The sequence arrived at ILM at the last minute, so it was important that only high quality material was presented to the animators, and as fast as possible. This meant the highest quality fidelity of data, with the lowest amount of human intervention or fixing/tweaking as possible. “And to provide that data on a platform that can be easily manipulated,” adds Jahromi.

Working with DisneyResearch|Studios, ILM’s artists and technicians, the ILM team rebuilt their pipeline twice during Endgame. “We made it happen and that’s what ended up using in our pipeline, it was using Anyma solves directly from two head mounted cameras” explains Kevin Martel.

Framestore Hulk.

As aforementioned, Framestore also worked on Smart Hulk shots. The company choose to embrace Machine Learning in their efforts to faithfully transfer Mark Ruffalo’s acting choices onto Hulk. It should be noted that rigging, especially facial rigs, are never transferred between facilities. Technically there is no interchange format for full rigs. This is not a commercial decision but a practical one. As such, Framestore shared the same on-set data but had to build their own separate pipeline solution.

At the outset, a small team at Framestore were tasked with developing their Machine Learning approach and taking source footage of Mark Ruffalo and solving it to match it in Hulk’s animation. “It was a way of convincing the client that we had the software that could do this quickly,” explains Robert Allman, CG Supervisor at Framestore.
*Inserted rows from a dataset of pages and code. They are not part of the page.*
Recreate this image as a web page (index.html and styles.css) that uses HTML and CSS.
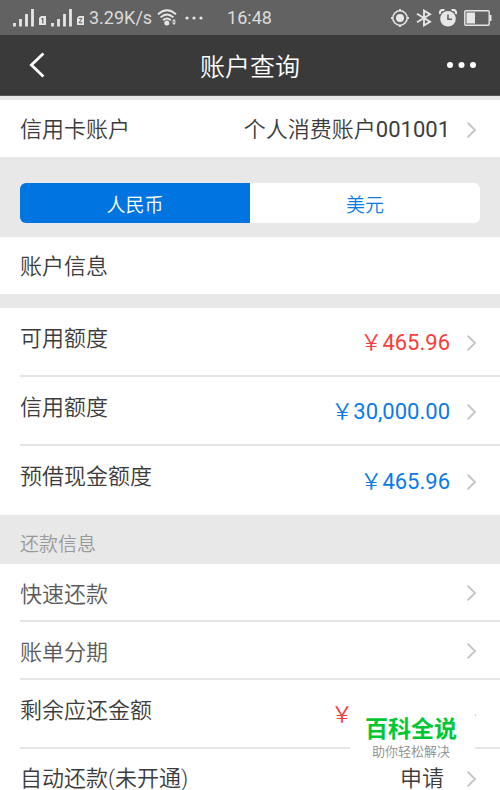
FILE: index.html
```html
<!DOCTYPE html>
<html lang="zh-CN">
<head>
    <meta charset="UTF-8">
    <meta name="viewport" content="width=device-width, initial-scale=1.0">
    <title>账户查询</title>
    <link rel="stylesheet" href="styles.css">
</head>
<body>

    <!-- Iconos compartidos -->
    <svg class="defs" width="0" height="0" aria-hidden="true">
        <symbol id="arrow" viewBox="0 0 10 16">
            <path d="M1.2 1.2 L8 8 L1.2 14.8" fill="none" stroke="#c8c8c8" stroke-width="2" stroke-linecap="round"/>
        </symbol>
        <symbol id="signal" viewBox="0 0 22 18">
            <path d="M1.5 14v3.5M7.5 10v7.5M13.5 5v12.5M19.5 0v17.5" fill="none" stroke="#e6e6e6" stroke-width="2.8"/>
        </symbol>
    </svg>

    <div class="status">
        <svg class="signal" width="22" height="18"><use href="#signal"/></svg>
        <svg class="sim" width="7" height="9" viewBox="0 0 7 9">
            <path d="M2 0h5v9H0V2z" fill="#e6e6e6"/>
            <path d="M2.4 2.6h1.4v4.8" fill="none" stroke="#626262" stroke-width="1.2"/>
        </svg>
        <svg class="signal" width="22" height="18"><use href="#signal"/></svg>
        <svg class="sim" width="7" height="9" viewBox="0 0 7 9">
            <path d="M2 0h5v9H0V2z" fill="#e6e6e6"/>
            <path d="M1.8 2.4h3.2L2 6.8h3.4" fill="none" stroke="#626262" stroke-width="1"/>
        </svg>
        <span class="speed">3.29K/s</span>
        <svg class="wifi" width="20" height="17" viewBox="0 0 20 17">
            <path d="M1 5.2Q10-2.8 19 5.2M3.6 8.4Q10 2.6 16.4 8.4M6.2 11.2Q10 7.6 13.8 11.2" fill="none" stroke="#e6e6e6" stroke-width="1.9"/>
            <circle cx="9.8" cy="14" r="2.5" fill="#e6e6e6"/>
            <path d="M15 12.4l2-2.4 2 2.4zM15 13.6h4l-2 2.4z" fill="#e6e6e6"/>
        </svg>
        <svg class="more-status" width="18" height="4" viewBox="0 0 18 4">
            <circle cx="2" cy="2" r="1.6" fill="#e6e6e6"/>
            <circle cx="9" cy="2" r="1.6" fill="#e6e6e6"/>
            <circle cx="16" cy="2" r="1.6" fill="#e6e6e6"/>
        </svg>
        <span class="time">16:48</span>
        <div class="status-right">
            <svg width="18" height="18" viewBox="0 0 18 18">
                <circle cx="9" cy="9" r="7.2" fill="none" stroke="#e6e6e6" stroke-width="1.5"/>
                <circle cx="9" cy="9" r="4" fill="#e6e6e6"/>
                <path d="M9 0v2M9 16v2M0 9h2M16 9h2" stroke="#e6e6e6" stroke-width="2"/>
            </svg>
            <svg width="16" height="18" viewBox="0 0 16 18">
                <path d="M1 4.8 L14 12.8 L8 16.4 V1.6 L14 5.2 L1 13.2" fill="none" stroke="#e6e6e6" stroke-width="1.9"/>
            </svg>
            <svg width="18" height="18" viewBox="0 0 18 18">
                <circle cx="9" cy="9.8" r="7.8" fill="#e6e6e6"/>
                <path d="M1 5 A3.2 3.2 0 0 1 5.4 1.2M12.6 1.2 A3.2 3.2 0 0 1 17 5" fill="none" stroke="#e6e6e6" stroke-width="2.2"/>
                <path d="M9 5.5v4.8h4" fill="none" stroke="#626262" stroke-width="1.6"/>
            </svg>
            <svg width="28" height="16" viewBox="0 0 28 16">
                <rect x="0.8" y="0.8" width="24.4" height="14.4" rx="1" fill="none" stroke="#e6e6e6" stroke-width="1.4"/>
                <rect x="2.5" y="2.5" width="8.5" height="11" fill="#e6e6e6"/>
                <rect x="25.5" y="5" width="2" height="6" fill="#e6e6e6"/>
            </svg>
        </div>
    </div>

    <header class="header">
        <button class="icon-btn" type="button" aria-label="返回">
            <svg width="16" height="26" viewBox="0 0 16 26">
                <path d="M14.4 1.5 L2.4 13 L14.4 24.5" fill="none" stroke="#fff" stroke-width="2.8"/>
            </svg>
        </button>
        <h1>账户查询</h1>
        <button class="icon-btn right" type="button" aria-label="更多">
            <svg width="30" height="6" viewBox="0 0 30 6">
                <circle cx="4" cy="3" r="3" fill="#fff"/>
                <circle cx="15.5" cy="3" r="3" fill="#fff"/>
                <circle cx="27" cy="3" r="3" fill="#fff"/>
            </svg>
        </button>
    </header>

    <main>
        <a class="row account" href="#">
            <span class="label">信用卡账户</span>
            <span class="value">个人消费账户<span class="num">001001</span></span>
            <svg class="arrow" width="10" height="16"><use href="#arrow"/></svg>
        </a>

        <div class="tabs">
            <button class="tab active" type="button">人民币</button>
            <button class="tab" type="button">美元</button>
        </div>

        <h2 class="row title">账户信息</h2>

        <div class="list">
            <a class="row tall" href="#">
                <span class="label">可用额度</span>
                <span class="value red">￥<span class="num">465.96</span></span>
                <svg class="arrow" width="10" height="16"><use href="#arrow"/></svg>
            </a>
            <a class="row tall" href="#">
                <span class="label">信用额度</span>
                <span class="value blue">￥<span class="num">30,000.00</span></span>
                <svg class="arrow" width="10" height="16"><use href="#arrow"/></svg>
            </a>
            <a class="row tall" href="#">
                <span class="label">预借现金额度</span>
                <span class="value blue">￥<span class="num">465.96</span></span>
                <svg class="arrow" width="10" height="16"><use href="#arrow"/></svg>
            </a>
        </div>

        <h3 class="group">还款信息</h3>

        <div class="list">
            <a class="row soft" href="#">
                <span class="label">快速还款</span>
                <svg class="arrow" width="10" height="16"><use href="#arrow"/></svg>
            </a>
            <a class="row soft" href="#">
                <span class="label">账单分期</span>
                <svg class="arrow" width="10" height="16"><use href="#arrow"/></svg>
            </a>
            <a class="row tall" href="#">
                <span class="label">剩余应还金额</span>
                <span class="value red hidden-amount">￥</span>
                <svg class="arrow" width="10" height="16"><use href="#arrow"/></svg>
                <span class="mark">
                    <strong>百科全说</strong>
                    <small>助你轻松解决</small>
                </span>
            </a>
            <a class="row last" href="#">
                <span class="label">自动还款(未开通)</span>
                <span class="value apply">申请</span>
                <svg class="arrow" width="10" height="16"><use href="#arrow"/></svg>
            </a>
        </div>
    </main>

</body>
</html>
```
FILE: styles.css
```css
* {
    box-sizing: border-box;
}

body {
    font-family: Roboto, "Noto Sans CJK SC", sans-serif;
    font-size: 22px;
    font-weight: 350;
    background-color: #e8e8e8;
    color: #3c3c3c;
    margin: 0;
    height: 100vh;
    overflow: hidden;
}

svg {
    display: block;
    flex: none;
}

.defs {
    position: absolute;
}

button {
    font: inherit;
    border: none;
    padding: 0;
    cursor: pointer;
}

.status {
    display: flex;
    align-items: center;
    height: 35px;
    padding: 0 8px 0 13px;
    background-color: #626262;
    color: #dcdcdc;
    font-size: 18px;
    font-weight: 400;
}

.sim {
    align-self: flex-end;
    margin: 0 5px 10px 4px;
}

.speed {
    margin-right: 5px;
}

.more-status {
    margin-left: 8px;
}

.time {
    margin-left: 24px;
}

.status-right {
    display: flex;
    align-items: center;
    gap: 7px;
    margin-left: auto;
}

.header {
    display: grid;
    grid-template-columns: 1fr auto 1fr;
    align-items: center;
    height: 61px;
    padding: 0 24px;
    background-color: #3a3a3a;
    border-bottom: 1px solid #5a5a5a;
    color: #fff;
}

.header h1 {
    margin: 0;
    font-size: 25px;
    font-weight: inherit;
}

.icon-btn {
    justify-self: start;
    padding-left: 5px;
    background: none;
}

.icon-btn.right {
    justify-self: end;
}

.row {
    position: relative;
    display: flex;
    align-items: center;
    height: 57px;
    margin: 0;
    padding: 2px 23px 0 20px;
    background-color: #fff;
    color: #3c3c3c;
    font-size: 22px;
    font-weight: inherit;
    line-height: 30px;
    text-decoration: none;
}

.account {
    margin-top: 4px;
}

.value {
    margin-left: auto;
}

.arrow {
    margin-left: auto;
}

.value + .arrow {
    margin-left: 17px;
}

.num {
    font-weight: 400;
}

.red {
    color: #ff3b3b;
}

.blue {
    color: #0b7be6;
}

.tabs {
    display: flex;
    height: 40px;
    margin: 26px 20px 14px;
    border-radius: 6px;
    overflow: hidden;
}

.tab {
    flex: 1;
    background-color: #fff;
    color: #0b7be6;
    font-size: 19px;
}

.tab.active {
    background-color: #0075e2;
    color: #fff;
}

.title {
    margin-bottom: 14px;
}

.list {
    background-color: #fff;
}

.list .row {
    height: 58px;
    margin-left: 20px;
    padding-left: 0;
    border-bottom: 2px solid #e6e6e6;
}

.list .tall {
    height: 69px;
}

.list .row:last-child {
    border-bottom: none;
}

.list .last {
    height: 58px;
    line-height: 20px;
}

.tall .label {
    align-self: flex-start;
    padding-top: 14px;
}

.list .soft {
    color: #5a5a5a;
}

.soft .label {
    padding-top: 4px;
}

.group {
    margin: 0;
    padding: 5px 20px 0;
    color: #999;
    font-size: 19px;
    font-weight: inherit;
    line-height: 50px;
    height: 49px;
}

.hidden-amount {
    width: 119px;
}

.apply {
    margin-right: 6px;
}

/* sello encima de la lista */
.mark {
    position: absolute;
    right: 25px;
    top: 24px;
    z-index: 1;
    display: flex;
    flex-direction: column;
    align-items: center;
    width: 125px;
    padding: 12px 3px 4px 0;
    background-color: #fff;
}

.mark strong {
    color: #00c832;
    font-size: 23px;
    line-height: 28px;
    font-weight: 700;
}

.mark small {
    color: #8c8c8c;
    font-size: 13px;
    line-height: 16px;
}
```
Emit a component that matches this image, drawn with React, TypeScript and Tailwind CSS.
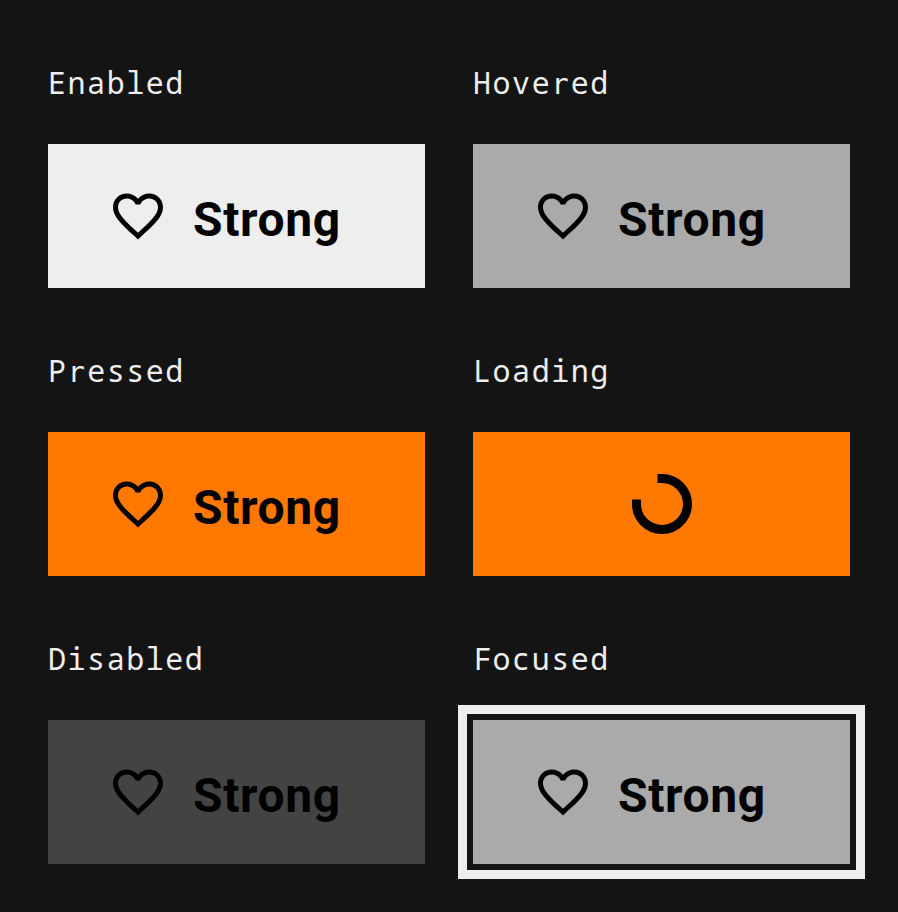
import React from 'react';

type State = 'Enabled' | 'Hovered' | 'Pressed' | 'Loading' | 'Disabled' | 'Focused';

const fills: Record<State, string> = {
  Enabled: 'bg-[#eeeeee]',
  Hovered: 'bg-[#aaaaaa]',
  Pressed: 'bg-[#ff7900]',
  Loading: 'bg-[#ff7900]',
  Disabled: 'bg-[#434343]',
  Focused: 'bg-[#aaaaaa] outline-[9px] outline-offset-[6px] outline-[#eeeeee]',
};

function Heart() {
  return (
    <svg viewBox="0 0 24 24" className="h-[60px] w-[60px] shrink-0" fill="black">
      <path d="M16.5 3c-1.74 0-3.41.81-4.5 2.09C10.91 3.81 9.24 3 7.5 3 4.42 3 2 5.42 2 8.5c0 3.78 3.4 6.86 8.55 11.54L12 21.35l1.45-1.32C18.6 15.36 22 12.28 22 8.5 22 5.42 19.58 3 16.5 3zm-4.4 15.55l-.1.1-.1-.1C7.14 14.24 4 11.39 4 8.5 4 6.5 5.5 5 7.5 5c1.54 0 3.04.99 3.57 2.36h1.87C13.46 5.99 14.96 5 16.5 5c2 0 3.5 1.5 3.5 3.5 0 2.89-3.14 5.74-7.9 10.05z" />
    </svg>
  );
}

function Spinner() {
  return (
    <svg viewBox="0 0 60 60" className="h-[60px] w-[60px]" fill="none" stroke="black" strokeWidth="9">
      <path d="M25.5 4.5H30A25.5 25.5 0 1 1 4.5 30V25.5" />
    </svg>
  );
}

// The label face has a slab "r"; the sans form comes from DejaVu, on the same advance.
function Label({ text }: { text: string }) {
  const parts = text.split(/([rF])/).filter(Boolean);
  return (
    <h2 className="h-[83px] font-['Noto_Sans_Mono',monospace] text-[30px] leading-[44px] font-normal tracking-[1.55px] text-[#eeeeee]">
      {parts.map((part, i) => {
        if (part === 'r') {
          return <span key={i} className="font-['DejaVu_Sans_Mono',monospace] text-[29px] leading-none tracking-[2.09px]">r</span>;
        }
        if (part === 'F') {
          return <span key={i} className="-mr-px ml-px">F</span>;
        }
        return part;
      })}
    </h2>
  );
}

function Sample({ state }: { state: State }) {
  return (
    <section className="h-[288px] pt-[13px]">
      <Label text={state} />
      <button className={`flex h-[144px] w-[377px] items-center text-black ${fills[state]} ${state === 'Loading' ? 'justify-center' : 'pl-[60px]'}`}>
        {state === 'Loading' ? <Spinner /> : (
          <>
            <Heart />
            <span className="mt-[8px] ml-[25px] font-[Roboto,sans-serif] text-[48px] leading-none font-bold tracking-[0.6px]">Strong</span>
          </>
        )}
      </button>
    </section>
  );
}

export default function App() {
  const states: State[] = ['Enabled', 'Hovered', 'Pressed', 'Loading', 'Disabled', 'Focused'];
  return (
    <main className="grid h-[912px] w-[898px] grid-cols-[377px_377px] content-start gap-x-12 overflow-hidden bg-[#141414] pt-12 pl-12">
      {states.map((state) => <Sample key={state} state={state} />)}
    </main>
  );
}
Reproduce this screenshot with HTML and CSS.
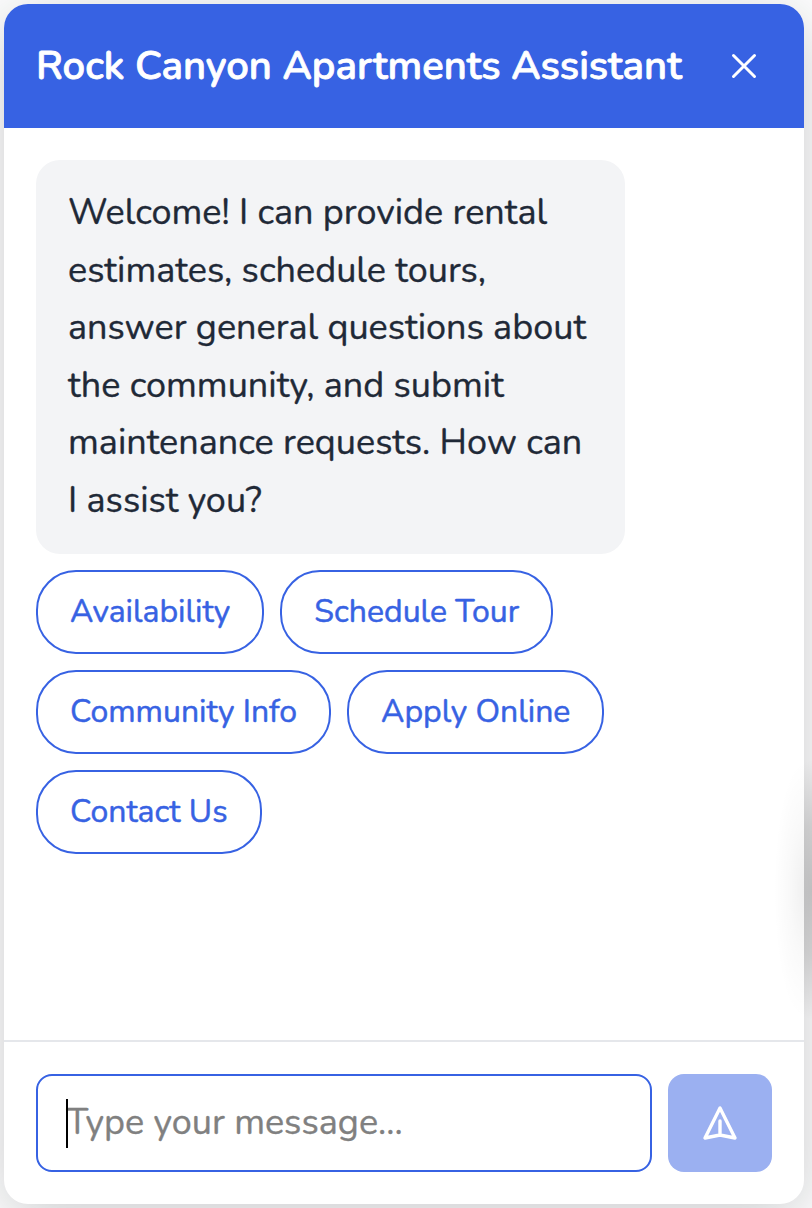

This resulted in a first pass of animation that could be used by the filmmakers to decide on the edit. Framestore then begun the process of refining and adding face-shapes to use in their rig. Keyframe animation was then deployed for over 60 of their Smart Hulk shots, with head cam footage from the shoot used only for reference. Mark’s performance was key for the animators on the film. “It was absolutely about channeling Bruce Banner,” explains Max Solomon, Animation Supervisor. “His face is very expressive. Every nuance, every little twitch and eye dart, slight curl of the lip and muscle tension needed to be translated.”